In the meantime, US Marines have had to intervene in southern Afghanistan because Britain's Army is so overstretched it cannot scrape up an extra battlegroup of 650 fighting soldiers.
Posted by:GolfBravoUSMC

#4  CS: And, it shouldn't take 4,000 troops to defend an airfield from insurgeants. Really.

I think this was the paper that coined the phrase "brutal Afghan winter" in reference to the impossibility of defeating the Taliban in 2001, right before they ran pell mell for the Pakistani border.
Posted by: Zhang Fei   2008-06-16 21:05  

#3  It's a leftie paper.

I don't doubt the desertion figure. It is, however, probably a total for the last several years while the trained number of 197,000 is boots on the ground right now. Apples and oranges.

I'd like to know the last time the Brits got mortared. Most of that was well before the Iraqis moved in the Basra.

And, it shouldn't take 4,000 troops to defend an airfield from insurgeants. Really.
Posted by: Chuck Simmins   2008-06-16 16:56  

#2  27,000 out of 197,000 is less than 14%, according to the calculator on my cell phone. Not bad for those who realize they aren't really cut out for the work, it seems to me, not even taking into account the Shiite moles who'd planned to turn the Iraqi Army into a tool of the Mahdi Army and thence Iran.
Posted by: trailing wife    2008-06-16 13:10  

#1  Despite claims about progress in training Baghdad's new army. Of the 197,000 local soldiers qualified by US or British instructors, at least 27,000 have deserted.
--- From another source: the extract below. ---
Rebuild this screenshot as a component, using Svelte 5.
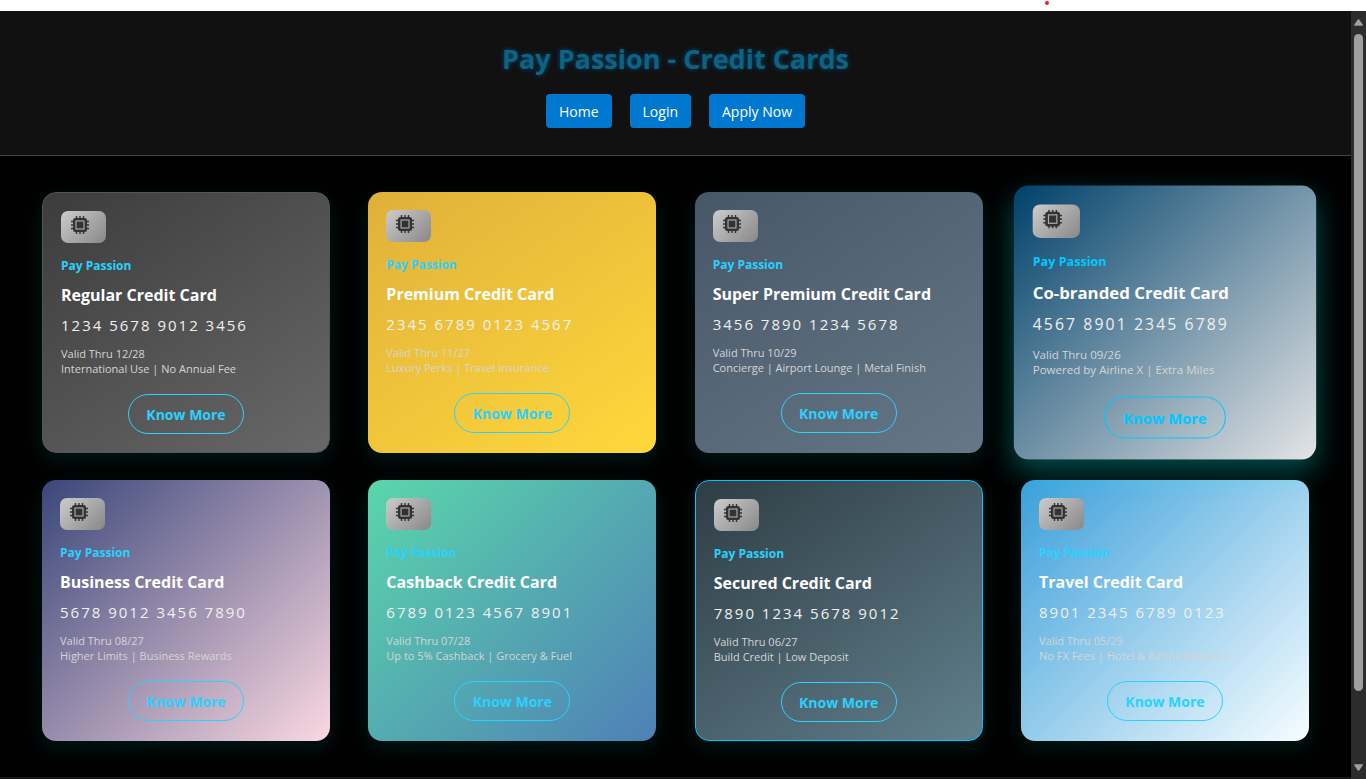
<script>
  const links = ['Home', 'Login', 'Apply Now'];

  const cards = [
    { kind: 'regular', name: 'Regular Credit Card', number: '1234 5678 9012 3456', valid: '12/28', perks: 'International Use | No Annual Fee' },
    { kind: 'premium', name: 'Premium Credit Card', number: '2345 6789 0123 4567', valid: '11/27', perks: 'Luxury Perks | Travel Insurance' },
    { kind: 'super-premium', name: 'Super Premium Credit Card', number: '3456 7890 1234 5678', valid: '10/29', perks: 'Concierge | Airport Lounge | Metal Finish' },
    { kind: 'cobranded', name: 'Co-branded Credit Card', number: '4567 8901 2345 6789', valid: '09/26', perks: 'Powered by Airline X | Extra Miles' },
    { kind: 'business', name: 'Business Credit Card', number: '5678 9012 3456 7890', valid: '08/27', perks: 'Higher Limits | Business Rewards' },
    { kind: 'cashback', name: 'Cashback Credit Card', number: '6789 0123 4567 8901', valid: '07/28', perks: 'Up to 5% Cashback | Grocery & Fuel' },
    { kind: 'secured', name: 'Secured Credit Card', number: '7890 1234 5678 9012', valid: '06/27', perks: 'Build Credit | Low Deposit' },
    { kind: 'travel', name: 'Travel Credit Card', number: '8901 2345 6789 0123', valid: '05/29', perks: 'No FX Fees | Hotel & Airline Rewards' }
  ];
</script>

<div class="window">
  <div class="strip"><span class="dot"></span></div>
  <div class="view">
    <div class="page">
      <header>
        <h1>Pay Passion - Credit Cards</h1>
        <nav>
          {#each links as link}
            <a href="#top">{link}</a>
          {/each}
        </nav>
      </header>
      <main>
        {#each cards as card}
          <article class="card {card.kind}">
            <div class="chip">
              <svg viewBox="0 0 18 18" width="18" height="18" aria-hidden="true">
                <path d="M5.5 0v18M9 0v18M12.5 0v18M0 5.5h18M0 9h18M0 12.5h18" stroke="#333" stroke-width="1.4" />
                <rect x="2" y="2" width="14" height="14" rx="2.5" fill="#333" />
                <rect x="5" y="5" width="8" height="8" fill="#333" stroke="#b0b0b0" stroke-width="1.1" />
              </svg>
            </div>
            <div class="brand">Pay Passion</div>
            <h2>{card.name}</h2>
            <div class="number">{card.number}</div>
            <p>Valid Thru {card.valid}<br />{card.perks}</p>
            <button type="button">Know More</button>
          </article>
        {/each}
      </main>
      <footer></footer>
    </div>
    <div class="scrollbar" aria-hidden="true">
      <svg viewBox="0 0 9 7" width="9" height="7"><path d="M4.5 1 8 6H1Z" fill="#9f9f9f" stroke="#9f9f9f" stroke-width="1.6" stroke-linejoin="round" /></svg>
      <div class="track"><div class="thumb"></div></div>
      <svg viewBox="0 0 9 7" width="9" height="7"><path d="M4.5 6 8 1H1Z" fill="#9f9f9f" stroke="#9f9f9f" stroke-width="1.6" stroke-linejoin="round" /></svg>
    </div>
  </div>
</div>

<style>
  :global(body) {
    margin: 0;
    background: #000;
  }
  * {
    box-sizing: border-box;
  }
  .window {
    display: flex;
    flex-direction: column;
    height: 100vh;
    font-family: 'Open Sans', 'Noto Sans', sans-serif;
    color: #fff;
  }
  .strip {
    position: relative;
    flex: none;
    height: 11px;
    background: #fff;
  }
  .dot {
    position: absolute;
    top: 1px;
    left: calc(76% + 7px);
    width: 4px;
    height: 4px;
    border-radius: 50%;
    background: #ed1c24;
  }
  .view {
    display: flex;
    flex: 1;
    min-height: 0;
  }
  .page {
    flex: 1;
    min-width: 0;
    overflow: hidden;
    background: #000;
  }
  header {
    display: flex;
    flex-direction: column;
    align-items: center;
    gap: 16px;
    padding: 28px 18px 27px;
    background: #111;
    border-bottom: 1px solid #444;
  }
  h1 {
    margin: 0;
    font-size: 27px;
    line-height: 39px;
    font-weight: 700;
    color: #0c6480;
    text-shadow: 0 0 5px #00497c;
  }
  nav {
    display: flex;
    gap: 18px;
  }
  nav a {
    padding: 1px 13px 0;
    border-radius: 4px;
    background: #0078d0;
    color: #fff;
    font-size: 14px;
    line-height: 33px;
    text-decoration: none;
  }
  main {
    display: grid;
    grid-template-columns: repeat(auto-fill, 288px);
    justify-content: space-between;
    gap: 27px;
    padding: 36px 42px;
  }
  .card {
    display: flex;
    flex-direction: column;
    align-items: flex-start;
    padding: 18px;
    border-radius: 14px;
    box-shadow: 0 7px 22px rgba(0, 255, 240, 0.1);
  }
  .chip {
    width: 45px;
    height: 32px;
    margin-bottom: 14px;
    padding: 5px 10px;
    border-radius: 7px;
    background: linear-gradient(135deg, #ccc, #888);
  }
  .chip svg {
    display: block;
  }
  .brand {
    margin-bottom: 8px;
    font-size: 12px;
    line-height: 18px;
    font-weight: 700;
    color: #2bd1ff;
  }
  h2 {
    margin: 0 0 7px;
    font-size: 16px;
    line-height: 24px;
    font-weight: 700;
  }
  .number {
    margin-bottom: 10px;
    font-size: 15px;
    line-height: 22px;
    letter-spacing: 2px;
    color: #f0f0f0;
  }
  p {
    margin: 0 0 18px;
    font-size: 11px;
    line-height: 15px;
    color: #d5d5d5;
  }
  button {
    align-self: center;
    height: 40px;
    min-width: 116px;
    padding: 0 16px;
    border: 1px solid #2bd1ff;
    border-radius: 20px;
    background: transparent;
    color: #2bd1ff;
    font: 700 14px 'Open Sans', 'Noto Sans', sans-serif;
  }
  .regular {
    border: 1px solid #555;
    background: linear-gradient(145deg, #3c3c3c, #686868);
  }
  .premium {
    background: linear-gradient(145deg, #dfb03a, #ffd83b);
  }
  .super-premium {
    background: linear-gradient(145deg, #475768, #667788);
  }
  .cobranded {
    position: relative;
    background: linear-gradient(135deg, #00416a, #e4e5e6);
    box-shadow: 0 11px 27px rgba(0, 255, 250, 0.3);
    transform: scale(1.05);
  }
  .cobranded .brand,
  .cobranded button {
    color: #00c8ff;
  }
  .cobranded button {
    border-color: #00c8ff;
  }
  .business {
    background: linear-gradient(135deg, #3a4679, #fbd8e2);
  }
  .cashback {
    background: linear-gradient(135deg, #5ad6ab, #4f80b6);
  }
  .secured {
    border: 1px solid #00c8ff;
    background: linear-gradient(145deg, #2f3d44, #607f8c);
  }
  .travel {
    background: linear-gradient(135deg, #3a9fda, #f7fdff);
  }
  footer {
    height: 60px;
    border-top: 1px solid #1c1c1c;
    background: #111;
  }
  .scrollbar {
    display: flex;
    flex: none;
    flex-direction: column;
    align-items: center;
    gap: 8px;
    width: 15px;
    padding: 8px 0;
    background: #2c2c2c;
  }
  .track {
    flex: 1;
    width: 9px;
  }
  .thumb {
    height: 91%;
    border-radius: 5px;
    background: #9f9f9f;
  }
</style>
Where does this figure come from? Is this from the beginning of training 4 years ago? How many of these desertions occurred in the first 2 years? How many last year or in the past six months?

Based upon everything else I've been reading, Basra has quieted significantly. How "besieged" is the airport now? This is just more agenda jounalism. The a**hole who wrote this should be tossed on his ear.